Oklahoma regulators are collecting public opinion on recent revisions to state cannabis law, including a two-year freeze on new company licenses, until mid-December, ahead of prospective adult-use marijuana legalization in 2023.
In the fall, new legislation and emergency rulemaking adjusted the laws governing Oklahoma’s flourishing medical marijuana industry, considered one of the most business-friendly marketplaces in the country.
Among the adjustments were the following:
- Commercial marijuana production is prohibited within 1,000 feet of a school.
- Exit bags and visible packaging are required.
- A two-year moratorium on new company licenses went into force on August 26.
To Legalize Or Not To Legalize
Tulsa World stated that members of the public affected by the new restrictions, including company owners, have until 5 p.m. December 15 to supply regulators with “specific information” on changes in revenue, financial outlook, and other effects. Public input will be received in person, by mail, and online. The remarks will be examined by state legislators and the governor during the next legislative session, according to the publication.
Oklahoma had 7,348 licensed producers, 1,433 processors, and 2,286 dispensaries as of July. The fight over state rules comes just before voters decide to legalize adult usage in March.
According to The Oklahoman, Gov. Kevin Stitt and the Oklahoma Southern Baptists, the state’s most prominent religious organization, have already expressed their opposition to State Question 820. Oklahoma voters will vote on the issue on March 7.
As Oklahoman residents gear up for the public forum, it’s important to note the absurdity of the state only now deciding to limit the number of new licenses being issued. Officials were happy to line their pockets with millions in license fees from marijuana businesses to set up in a wild west style medical market. Yet, they seem to scramble to thin the herd and limit marijuana sales.

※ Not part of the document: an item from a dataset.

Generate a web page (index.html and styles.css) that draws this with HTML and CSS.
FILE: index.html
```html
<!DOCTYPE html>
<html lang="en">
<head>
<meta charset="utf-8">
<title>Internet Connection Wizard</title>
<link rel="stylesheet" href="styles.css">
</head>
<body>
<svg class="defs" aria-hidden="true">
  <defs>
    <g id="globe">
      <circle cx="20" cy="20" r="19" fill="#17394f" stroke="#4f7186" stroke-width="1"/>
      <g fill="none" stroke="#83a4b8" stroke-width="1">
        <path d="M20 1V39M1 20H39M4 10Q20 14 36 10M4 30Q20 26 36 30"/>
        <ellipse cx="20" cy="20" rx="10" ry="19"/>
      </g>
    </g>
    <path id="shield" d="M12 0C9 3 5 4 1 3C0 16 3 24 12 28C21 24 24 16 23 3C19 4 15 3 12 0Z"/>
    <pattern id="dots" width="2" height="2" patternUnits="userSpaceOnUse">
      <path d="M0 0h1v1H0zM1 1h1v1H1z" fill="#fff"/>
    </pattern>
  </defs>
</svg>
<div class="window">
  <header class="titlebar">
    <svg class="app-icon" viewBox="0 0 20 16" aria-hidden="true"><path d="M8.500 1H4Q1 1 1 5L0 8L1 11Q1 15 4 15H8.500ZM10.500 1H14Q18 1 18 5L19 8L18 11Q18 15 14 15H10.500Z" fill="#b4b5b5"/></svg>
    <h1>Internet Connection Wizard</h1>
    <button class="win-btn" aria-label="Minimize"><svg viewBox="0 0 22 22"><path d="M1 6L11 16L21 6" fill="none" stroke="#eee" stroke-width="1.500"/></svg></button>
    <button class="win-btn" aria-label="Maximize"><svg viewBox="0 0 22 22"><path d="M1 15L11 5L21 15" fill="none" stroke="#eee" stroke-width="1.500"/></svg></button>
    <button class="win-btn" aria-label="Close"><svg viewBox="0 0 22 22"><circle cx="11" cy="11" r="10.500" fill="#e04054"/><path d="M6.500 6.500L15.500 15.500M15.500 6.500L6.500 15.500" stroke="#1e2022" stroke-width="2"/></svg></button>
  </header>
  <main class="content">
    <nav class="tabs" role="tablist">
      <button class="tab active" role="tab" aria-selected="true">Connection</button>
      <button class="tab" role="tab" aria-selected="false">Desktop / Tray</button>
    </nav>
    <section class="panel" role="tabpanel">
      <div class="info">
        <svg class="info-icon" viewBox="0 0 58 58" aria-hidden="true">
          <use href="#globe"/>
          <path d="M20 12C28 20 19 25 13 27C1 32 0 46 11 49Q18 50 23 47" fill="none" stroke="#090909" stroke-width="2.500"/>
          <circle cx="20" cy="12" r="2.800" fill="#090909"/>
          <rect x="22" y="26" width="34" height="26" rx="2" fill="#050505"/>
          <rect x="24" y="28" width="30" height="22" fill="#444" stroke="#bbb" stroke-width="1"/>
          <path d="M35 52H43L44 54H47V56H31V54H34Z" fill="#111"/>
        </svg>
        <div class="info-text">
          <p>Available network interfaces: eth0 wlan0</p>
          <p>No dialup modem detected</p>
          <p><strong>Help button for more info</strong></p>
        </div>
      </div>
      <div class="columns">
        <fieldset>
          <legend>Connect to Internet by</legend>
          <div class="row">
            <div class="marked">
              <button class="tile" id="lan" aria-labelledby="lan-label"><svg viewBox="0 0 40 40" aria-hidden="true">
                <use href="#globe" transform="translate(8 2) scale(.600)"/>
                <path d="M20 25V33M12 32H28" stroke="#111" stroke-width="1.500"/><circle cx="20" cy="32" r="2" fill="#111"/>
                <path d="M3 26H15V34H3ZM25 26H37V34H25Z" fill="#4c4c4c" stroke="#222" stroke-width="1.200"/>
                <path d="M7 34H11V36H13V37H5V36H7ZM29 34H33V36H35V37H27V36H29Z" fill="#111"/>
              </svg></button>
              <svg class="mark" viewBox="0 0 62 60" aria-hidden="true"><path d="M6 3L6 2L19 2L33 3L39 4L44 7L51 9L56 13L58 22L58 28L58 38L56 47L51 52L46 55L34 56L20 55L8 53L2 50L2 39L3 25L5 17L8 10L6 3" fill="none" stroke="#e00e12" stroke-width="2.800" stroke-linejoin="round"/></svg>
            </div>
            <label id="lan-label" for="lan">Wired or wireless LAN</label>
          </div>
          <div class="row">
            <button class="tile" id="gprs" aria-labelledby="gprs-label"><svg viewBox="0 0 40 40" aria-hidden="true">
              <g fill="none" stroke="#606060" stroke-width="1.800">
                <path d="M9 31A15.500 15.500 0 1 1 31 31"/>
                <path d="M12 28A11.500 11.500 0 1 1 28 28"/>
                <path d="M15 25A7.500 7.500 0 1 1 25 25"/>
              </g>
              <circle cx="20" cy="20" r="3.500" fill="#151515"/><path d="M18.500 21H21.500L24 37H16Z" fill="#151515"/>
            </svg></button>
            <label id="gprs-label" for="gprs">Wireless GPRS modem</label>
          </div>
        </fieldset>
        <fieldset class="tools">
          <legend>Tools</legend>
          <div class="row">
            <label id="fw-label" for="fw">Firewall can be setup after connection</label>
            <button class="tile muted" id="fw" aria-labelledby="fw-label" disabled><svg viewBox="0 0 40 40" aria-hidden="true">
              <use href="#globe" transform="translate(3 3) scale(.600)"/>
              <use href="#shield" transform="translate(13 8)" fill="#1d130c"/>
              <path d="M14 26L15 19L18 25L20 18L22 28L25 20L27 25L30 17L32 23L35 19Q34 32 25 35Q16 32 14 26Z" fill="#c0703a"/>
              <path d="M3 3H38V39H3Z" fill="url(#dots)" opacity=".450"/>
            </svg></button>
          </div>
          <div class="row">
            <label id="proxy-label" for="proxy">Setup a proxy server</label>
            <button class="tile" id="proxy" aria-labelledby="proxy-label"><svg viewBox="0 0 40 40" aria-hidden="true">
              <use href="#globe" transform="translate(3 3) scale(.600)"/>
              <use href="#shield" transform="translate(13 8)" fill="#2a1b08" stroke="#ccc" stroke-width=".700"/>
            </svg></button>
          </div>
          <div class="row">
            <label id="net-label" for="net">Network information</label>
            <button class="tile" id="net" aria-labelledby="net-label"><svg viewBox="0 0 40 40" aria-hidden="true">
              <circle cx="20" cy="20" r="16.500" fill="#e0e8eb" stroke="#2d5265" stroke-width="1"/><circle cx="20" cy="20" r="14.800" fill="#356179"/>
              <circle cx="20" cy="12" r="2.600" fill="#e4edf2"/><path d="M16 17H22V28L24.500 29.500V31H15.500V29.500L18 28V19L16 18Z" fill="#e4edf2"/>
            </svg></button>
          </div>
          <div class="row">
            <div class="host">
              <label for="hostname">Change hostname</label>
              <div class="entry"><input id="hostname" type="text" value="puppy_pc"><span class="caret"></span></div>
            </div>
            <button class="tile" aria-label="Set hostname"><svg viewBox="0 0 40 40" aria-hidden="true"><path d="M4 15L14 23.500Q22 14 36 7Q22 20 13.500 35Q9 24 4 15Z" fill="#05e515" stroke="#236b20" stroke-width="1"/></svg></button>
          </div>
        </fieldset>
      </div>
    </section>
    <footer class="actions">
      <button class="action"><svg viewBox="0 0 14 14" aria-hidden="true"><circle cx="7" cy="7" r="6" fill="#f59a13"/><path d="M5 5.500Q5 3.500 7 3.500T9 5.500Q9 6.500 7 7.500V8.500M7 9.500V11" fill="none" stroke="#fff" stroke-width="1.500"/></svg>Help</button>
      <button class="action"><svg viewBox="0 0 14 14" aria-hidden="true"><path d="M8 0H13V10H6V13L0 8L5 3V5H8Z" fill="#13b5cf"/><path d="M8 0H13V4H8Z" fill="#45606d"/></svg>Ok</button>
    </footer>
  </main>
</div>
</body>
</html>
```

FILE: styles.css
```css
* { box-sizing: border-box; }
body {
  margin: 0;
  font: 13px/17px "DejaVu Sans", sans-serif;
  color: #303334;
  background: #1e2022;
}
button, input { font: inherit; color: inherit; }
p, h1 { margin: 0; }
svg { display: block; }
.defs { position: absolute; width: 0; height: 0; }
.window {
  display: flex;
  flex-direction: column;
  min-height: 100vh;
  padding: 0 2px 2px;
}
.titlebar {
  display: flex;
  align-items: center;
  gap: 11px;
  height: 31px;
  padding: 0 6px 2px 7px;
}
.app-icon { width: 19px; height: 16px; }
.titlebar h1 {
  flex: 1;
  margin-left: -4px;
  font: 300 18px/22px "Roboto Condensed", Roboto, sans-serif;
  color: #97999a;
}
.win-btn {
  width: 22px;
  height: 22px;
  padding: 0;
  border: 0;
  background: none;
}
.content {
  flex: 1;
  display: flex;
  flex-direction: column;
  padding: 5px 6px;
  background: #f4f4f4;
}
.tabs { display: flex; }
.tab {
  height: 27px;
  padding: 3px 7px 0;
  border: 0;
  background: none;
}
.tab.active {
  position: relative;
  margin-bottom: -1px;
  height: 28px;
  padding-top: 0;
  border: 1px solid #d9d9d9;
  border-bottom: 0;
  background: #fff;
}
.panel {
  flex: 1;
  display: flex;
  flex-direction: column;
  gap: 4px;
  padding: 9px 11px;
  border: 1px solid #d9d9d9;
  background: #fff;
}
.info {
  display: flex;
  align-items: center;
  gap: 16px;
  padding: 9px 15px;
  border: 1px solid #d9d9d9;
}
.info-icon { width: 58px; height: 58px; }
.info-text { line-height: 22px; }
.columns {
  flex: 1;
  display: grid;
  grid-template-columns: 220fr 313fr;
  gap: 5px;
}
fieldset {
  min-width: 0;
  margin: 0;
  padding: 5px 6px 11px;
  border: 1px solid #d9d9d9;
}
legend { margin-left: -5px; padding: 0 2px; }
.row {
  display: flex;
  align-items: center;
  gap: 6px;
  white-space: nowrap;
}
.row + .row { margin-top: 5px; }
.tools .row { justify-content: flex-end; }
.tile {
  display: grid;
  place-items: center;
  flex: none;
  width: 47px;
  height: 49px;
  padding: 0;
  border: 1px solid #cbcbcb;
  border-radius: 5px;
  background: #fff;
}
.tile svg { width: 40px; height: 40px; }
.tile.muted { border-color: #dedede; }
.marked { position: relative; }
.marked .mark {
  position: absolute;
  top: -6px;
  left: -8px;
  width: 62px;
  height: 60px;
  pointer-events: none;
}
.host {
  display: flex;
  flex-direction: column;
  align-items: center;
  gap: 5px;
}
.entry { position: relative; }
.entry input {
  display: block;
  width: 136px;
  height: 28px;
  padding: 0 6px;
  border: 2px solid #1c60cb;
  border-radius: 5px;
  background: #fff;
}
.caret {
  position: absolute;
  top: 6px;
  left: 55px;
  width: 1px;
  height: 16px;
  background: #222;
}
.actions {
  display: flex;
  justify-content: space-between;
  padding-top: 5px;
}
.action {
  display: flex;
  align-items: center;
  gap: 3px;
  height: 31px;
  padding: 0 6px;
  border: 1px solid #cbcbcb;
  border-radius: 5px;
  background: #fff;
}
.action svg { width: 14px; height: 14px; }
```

According to recently revealed numbers, Oklahoma officials awarded more than 7,300 company licenses in the first year of the state’s high-flying medical cannabis program, including roughly 4,300 producer licences. In addition, the state is accepting applications for a new stand-alone license category: transporter. Previously, licensed cultivators, processors, or dispensaries could only obtain transporter permits. While these numbers sound promising, realistically, only around 50% of these businesses will survive once stricter regulations and more competition comes into play.